▼

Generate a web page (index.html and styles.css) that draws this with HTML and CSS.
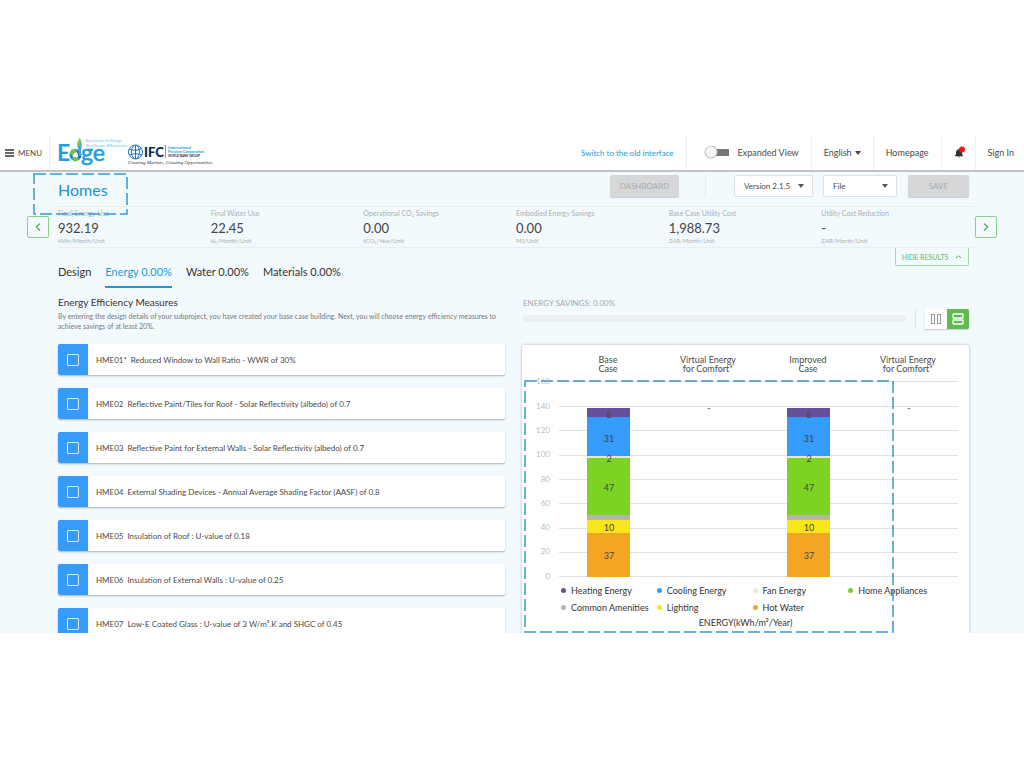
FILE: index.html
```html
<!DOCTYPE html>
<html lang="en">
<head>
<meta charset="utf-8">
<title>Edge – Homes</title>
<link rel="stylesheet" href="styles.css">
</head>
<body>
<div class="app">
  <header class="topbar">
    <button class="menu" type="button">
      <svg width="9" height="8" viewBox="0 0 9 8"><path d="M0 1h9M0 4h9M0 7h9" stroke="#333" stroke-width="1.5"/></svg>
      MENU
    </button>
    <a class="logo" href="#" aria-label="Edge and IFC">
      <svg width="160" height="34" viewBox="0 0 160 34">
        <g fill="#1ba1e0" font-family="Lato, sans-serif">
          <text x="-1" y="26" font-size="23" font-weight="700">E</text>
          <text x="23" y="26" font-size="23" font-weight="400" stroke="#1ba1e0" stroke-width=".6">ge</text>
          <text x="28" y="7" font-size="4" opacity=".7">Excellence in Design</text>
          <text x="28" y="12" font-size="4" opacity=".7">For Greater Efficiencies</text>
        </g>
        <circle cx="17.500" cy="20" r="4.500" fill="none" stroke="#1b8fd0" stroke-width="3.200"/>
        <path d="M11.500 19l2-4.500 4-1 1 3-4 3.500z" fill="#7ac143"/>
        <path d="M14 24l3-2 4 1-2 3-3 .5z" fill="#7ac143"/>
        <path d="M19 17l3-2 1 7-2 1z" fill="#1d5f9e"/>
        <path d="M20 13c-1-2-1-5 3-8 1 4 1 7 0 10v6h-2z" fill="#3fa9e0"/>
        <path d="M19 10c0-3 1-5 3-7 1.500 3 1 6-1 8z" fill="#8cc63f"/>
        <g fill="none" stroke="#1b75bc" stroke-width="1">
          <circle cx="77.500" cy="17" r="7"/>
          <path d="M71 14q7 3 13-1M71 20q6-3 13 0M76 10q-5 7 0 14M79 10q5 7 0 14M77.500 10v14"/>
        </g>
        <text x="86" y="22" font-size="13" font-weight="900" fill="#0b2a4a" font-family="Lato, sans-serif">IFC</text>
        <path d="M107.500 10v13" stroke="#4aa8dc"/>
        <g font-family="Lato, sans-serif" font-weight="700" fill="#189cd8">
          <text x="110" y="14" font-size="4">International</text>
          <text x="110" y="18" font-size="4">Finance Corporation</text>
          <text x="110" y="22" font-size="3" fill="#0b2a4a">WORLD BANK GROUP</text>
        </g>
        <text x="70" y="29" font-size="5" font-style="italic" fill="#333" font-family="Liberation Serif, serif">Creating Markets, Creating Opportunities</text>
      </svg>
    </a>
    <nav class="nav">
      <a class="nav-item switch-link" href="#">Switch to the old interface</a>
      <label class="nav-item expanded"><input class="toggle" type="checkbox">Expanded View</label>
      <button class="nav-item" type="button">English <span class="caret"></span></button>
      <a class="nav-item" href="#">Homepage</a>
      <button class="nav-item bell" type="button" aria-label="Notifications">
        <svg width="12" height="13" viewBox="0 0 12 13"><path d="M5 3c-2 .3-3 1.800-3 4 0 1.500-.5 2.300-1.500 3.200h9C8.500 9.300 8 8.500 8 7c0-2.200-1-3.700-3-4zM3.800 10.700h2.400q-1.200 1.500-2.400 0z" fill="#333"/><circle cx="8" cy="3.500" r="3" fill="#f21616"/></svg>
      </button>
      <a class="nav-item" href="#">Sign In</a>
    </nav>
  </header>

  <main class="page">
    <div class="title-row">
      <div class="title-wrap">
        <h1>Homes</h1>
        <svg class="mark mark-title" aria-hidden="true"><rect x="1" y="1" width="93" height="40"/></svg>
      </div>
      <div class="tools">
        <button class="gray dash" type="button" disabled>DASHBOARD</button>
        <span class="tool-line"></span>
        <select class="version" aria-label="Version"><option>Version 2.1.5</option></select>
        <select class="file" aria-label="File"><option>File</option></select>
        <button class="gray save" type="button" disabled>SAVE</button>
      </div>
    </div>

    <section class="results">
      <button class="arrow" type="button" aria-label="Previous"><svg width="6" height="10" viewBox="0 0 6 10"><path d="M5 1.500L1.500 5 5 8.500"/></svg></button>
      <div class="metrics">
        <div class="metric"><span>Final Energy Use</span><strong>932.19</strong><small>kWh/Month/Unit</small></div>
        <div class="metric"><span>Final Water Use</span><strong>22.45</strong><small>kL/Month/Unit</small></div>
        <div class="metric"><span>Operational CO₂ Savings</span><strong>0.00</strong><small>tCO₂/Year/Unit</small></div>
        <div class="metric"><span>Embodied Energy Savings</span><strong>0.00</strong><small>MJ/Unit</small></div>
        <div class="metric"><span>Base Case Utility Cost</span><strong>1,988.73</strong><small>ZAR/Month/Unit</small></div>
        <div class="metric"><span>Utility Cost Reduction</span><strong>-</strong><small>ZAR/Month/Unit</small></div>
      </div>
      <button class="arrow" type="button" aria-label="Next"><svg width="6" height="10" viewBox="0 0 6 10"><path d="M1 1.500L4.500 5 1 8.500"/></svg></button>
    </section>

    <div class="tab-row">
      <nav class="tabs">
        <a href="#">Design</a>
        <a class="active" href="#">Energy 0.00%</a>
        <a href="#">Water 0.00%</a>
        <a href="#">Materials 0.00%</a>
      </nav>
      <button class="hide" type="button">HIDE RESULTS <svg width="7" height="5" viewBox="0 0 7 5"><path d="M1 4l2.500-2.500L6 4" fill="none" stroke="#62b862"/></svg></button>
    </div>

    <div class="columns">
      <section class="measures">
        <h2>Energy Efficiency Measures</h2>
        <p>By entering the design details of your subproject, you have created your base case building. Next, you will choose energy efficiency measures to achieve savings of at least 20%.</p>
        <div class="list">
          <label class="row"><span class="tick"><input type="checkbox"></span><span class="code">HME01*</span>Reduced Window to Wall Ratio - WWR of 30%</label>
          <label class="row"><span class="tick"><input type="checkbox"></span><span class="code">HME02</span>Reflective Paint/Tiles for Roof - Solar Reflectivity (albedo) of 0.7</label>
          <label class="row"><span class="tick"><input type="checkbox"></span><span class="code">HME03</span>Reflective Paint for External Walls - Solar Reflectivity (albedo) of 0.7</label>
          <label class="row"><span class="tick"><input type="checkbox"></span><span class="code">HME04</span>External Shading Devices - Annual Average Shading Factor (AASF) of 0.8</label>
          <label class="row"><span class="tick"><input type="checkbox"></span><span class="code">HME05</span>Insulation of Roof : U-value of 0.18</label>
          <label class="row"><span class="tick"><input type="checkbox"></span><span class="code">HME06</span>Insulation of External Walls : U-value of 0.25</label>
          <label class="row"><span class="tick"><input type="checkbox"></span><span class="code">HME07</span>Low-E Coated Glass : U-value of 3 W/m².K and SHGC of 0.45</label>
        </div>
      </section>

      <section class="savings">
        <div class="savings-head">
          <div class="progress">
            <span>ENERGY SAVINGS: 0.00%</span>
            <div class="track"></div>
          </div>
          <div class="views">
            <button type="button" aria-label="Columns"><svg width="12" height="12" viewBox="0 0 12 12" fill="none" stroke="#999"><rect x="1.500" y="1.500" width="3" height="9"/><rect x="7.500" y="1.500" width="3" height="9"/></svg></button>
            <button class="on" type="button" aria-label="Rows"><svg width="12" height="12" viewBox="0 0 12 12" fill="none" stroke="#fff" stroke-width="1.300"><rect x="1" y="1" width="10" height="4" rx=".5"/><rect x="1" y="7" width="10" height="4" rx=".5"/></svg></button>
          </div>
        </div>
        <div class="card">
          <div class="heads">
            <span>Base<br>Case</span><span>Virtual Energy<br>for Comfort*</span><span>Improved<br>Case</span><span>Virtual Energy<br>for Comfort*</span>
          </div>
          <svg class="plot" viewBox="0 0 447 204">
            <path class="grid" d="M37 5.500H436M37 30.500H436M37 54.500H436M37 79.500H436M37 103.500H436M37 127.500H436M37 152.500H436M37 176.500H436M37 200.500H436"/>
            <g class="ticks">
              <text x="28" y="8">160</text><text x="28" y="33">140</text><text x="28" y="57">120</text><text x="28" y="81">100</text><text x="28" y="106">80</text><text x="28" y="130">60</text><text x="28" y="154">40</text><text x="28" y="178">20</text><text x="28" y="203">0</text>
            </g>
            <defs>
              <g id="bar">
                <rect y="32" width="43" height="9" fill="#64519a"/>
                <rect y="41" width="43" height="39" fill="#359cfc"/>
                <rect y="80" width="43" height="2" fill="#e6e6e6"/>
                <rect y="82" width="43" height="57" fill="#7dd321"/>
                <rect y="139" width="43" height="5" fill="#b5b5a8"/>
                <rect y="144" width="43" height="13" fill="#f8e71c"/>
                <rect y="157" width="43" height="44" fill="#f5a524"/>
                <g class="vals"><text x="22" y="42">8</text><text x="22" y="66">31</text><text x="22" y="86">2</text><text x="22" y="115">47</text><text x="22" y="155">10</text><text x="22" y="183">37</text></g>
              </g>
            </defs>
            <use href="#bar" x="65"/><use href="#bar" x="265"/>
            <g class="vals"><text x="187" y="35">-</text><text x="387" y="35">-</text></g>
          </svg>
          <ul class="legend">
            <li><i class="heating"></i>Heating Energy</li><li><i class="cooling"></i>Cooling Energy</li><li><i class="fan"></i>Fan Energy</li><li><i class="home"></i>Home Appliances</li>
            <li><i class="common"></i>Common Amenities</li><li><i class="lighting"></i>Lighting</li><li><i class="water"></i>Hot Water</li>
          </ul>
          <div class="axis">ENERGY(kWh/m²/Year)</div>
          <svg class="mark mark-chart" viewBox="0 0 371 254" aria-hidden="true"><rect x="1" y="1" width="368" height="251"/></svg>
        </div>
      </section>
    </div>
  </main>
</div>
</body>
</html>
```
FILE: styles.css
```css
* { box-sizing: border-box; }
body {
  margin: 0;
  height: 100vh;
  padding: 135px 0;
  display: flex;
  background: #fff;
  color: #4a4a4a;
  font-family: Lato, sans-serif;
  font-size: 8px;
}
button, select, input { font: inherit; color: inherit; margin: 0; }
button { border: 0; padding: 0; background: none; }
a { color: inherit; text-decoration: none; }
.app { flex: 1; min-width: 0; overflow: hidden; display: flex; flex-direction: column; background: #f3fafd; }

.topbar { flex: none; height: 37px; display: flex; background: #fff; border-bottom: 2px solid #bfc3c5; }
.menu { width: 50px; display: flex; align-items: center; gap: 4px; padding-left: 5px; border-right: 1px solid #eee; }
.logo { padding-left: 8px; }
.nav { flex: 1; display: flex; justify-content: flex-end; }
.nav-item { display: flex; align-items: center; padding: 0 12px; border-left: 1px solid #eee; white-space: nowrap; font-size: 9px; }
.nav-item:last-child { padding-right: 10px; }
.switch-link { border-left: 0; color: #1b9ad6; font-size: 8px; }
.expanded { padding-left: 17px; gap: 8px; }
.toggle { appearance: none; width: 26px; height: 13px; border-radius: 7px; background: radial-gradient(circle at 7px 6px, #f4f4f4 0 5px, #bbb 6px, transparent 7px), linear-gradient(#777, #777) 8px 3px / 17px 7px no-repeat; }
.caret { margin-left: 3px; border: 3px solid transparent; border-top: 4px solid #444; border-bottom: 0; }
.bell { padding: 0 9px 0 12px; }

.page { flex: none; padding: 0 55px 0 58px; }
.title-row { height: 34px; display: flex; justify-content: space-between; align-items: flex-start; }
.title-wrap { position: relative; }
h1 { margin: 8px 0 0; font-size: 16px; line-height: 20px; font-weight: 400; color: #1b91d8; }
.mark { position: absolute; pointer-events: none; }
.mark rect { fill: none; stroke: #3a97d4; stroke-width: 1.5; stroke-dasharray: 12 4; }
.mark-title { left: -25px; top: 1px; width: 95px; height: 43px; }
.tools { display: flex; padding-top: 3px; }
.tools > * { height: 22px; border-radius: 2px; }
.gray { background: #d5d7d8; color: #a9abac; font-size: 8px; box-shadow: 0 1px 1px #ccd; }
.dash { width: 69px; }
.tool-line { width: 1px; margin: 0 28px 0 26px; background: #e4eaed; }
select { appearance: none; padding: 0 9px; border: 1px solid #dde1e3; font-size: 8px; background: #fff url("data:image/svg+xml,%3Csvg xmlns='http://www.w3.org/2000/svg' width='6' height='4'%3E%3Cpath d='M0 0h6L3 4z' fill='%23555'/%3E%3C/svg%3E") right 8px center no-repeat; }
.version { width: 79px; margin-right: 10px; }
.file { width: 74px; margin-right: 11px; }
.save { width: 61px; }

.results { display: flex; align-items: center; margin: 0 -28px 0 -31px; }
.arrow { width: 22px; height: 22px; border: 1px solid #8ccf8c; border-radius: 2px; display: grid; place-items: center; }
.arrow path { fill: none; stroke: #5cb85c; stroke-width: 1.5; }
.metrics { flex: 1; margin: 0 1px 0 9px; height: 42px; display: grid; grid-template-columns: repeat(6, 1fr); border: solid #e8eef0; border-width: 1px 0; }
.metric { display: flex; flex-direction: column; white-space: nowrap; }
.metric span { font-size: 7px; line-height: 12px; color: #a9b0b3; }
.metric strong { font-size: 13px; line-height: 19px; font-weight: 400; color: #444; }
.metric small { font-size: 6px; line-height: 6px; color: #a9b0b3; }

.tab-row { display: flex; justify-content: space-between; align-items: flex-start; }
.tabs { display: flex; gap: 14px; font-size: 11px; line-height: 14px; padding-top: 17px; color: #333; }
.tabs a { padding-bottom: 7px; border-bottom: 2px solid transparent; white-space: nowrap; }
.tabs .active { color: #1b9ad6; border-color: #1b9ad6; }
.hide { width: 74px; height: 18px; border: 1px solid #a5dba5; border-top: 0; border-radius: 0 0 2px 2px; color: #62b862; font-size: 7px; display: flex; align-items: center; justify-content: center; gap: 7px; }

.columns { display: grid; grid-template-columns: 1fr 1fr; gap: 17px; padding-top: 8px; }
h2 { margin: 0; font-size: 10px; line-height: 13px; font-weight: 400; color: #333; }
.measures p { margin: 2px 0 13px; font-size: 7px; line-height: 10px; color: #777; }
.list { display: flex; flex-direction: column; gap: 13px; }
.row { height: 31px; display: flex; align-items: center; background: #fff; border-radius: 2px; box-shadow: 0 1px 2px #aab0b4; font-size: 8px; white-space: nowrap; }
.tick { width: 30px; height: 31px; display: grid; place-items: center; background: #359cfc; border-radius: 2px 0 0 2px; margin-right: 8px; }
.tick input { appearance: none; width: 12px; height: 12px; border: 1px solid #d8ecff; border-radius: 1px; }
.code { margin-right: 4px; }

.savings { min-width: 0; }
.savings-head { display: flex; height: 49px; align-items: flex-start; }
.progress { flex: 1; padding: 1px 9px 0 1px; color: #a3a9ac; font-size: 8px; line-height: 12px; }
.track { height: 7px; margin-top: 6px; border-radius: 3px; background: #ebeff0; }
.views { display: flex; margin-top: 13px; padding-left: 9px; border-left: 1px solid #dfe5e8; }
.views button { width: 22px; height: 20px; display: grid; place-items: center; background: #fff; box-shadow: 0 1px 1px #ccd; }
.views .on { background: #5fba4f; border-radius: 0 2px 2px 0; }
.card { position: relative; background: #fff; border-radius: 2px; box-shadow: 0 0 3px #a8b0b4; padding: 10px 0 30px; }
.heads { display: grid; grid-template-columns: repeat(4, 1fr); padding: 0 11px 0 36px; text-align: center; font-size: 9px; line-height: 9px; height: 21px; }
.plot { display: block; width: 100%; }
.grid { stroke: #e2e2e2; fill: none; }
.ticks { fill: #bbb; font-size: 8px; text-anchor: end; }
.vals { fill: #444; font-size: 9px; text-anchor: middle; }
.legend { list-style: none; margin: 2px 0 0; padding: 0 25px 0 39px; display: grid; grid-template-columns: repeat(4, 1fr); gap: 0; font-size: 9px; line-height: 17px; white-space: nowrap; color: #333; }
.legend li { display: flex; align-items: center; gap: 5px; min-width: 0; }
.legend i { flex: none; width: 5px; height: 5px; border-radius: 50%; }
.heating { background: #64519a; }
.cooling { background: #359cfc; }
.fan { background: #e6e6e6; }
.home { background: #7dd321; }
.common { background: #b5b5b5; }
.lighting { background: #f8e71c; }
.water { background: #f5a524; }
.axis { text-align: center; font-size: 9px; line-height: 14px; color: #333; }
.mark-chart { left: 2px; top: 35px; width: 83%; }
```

▲

Exercise goal: Using the listing above, list every line in which the string "styles" occurs.

Response to this exercise:
Generate a web page (index.html and styles.css) that draws this with HTML and CSS.
<link rel="stylesheet" href="styles.css">
FILE: styles.css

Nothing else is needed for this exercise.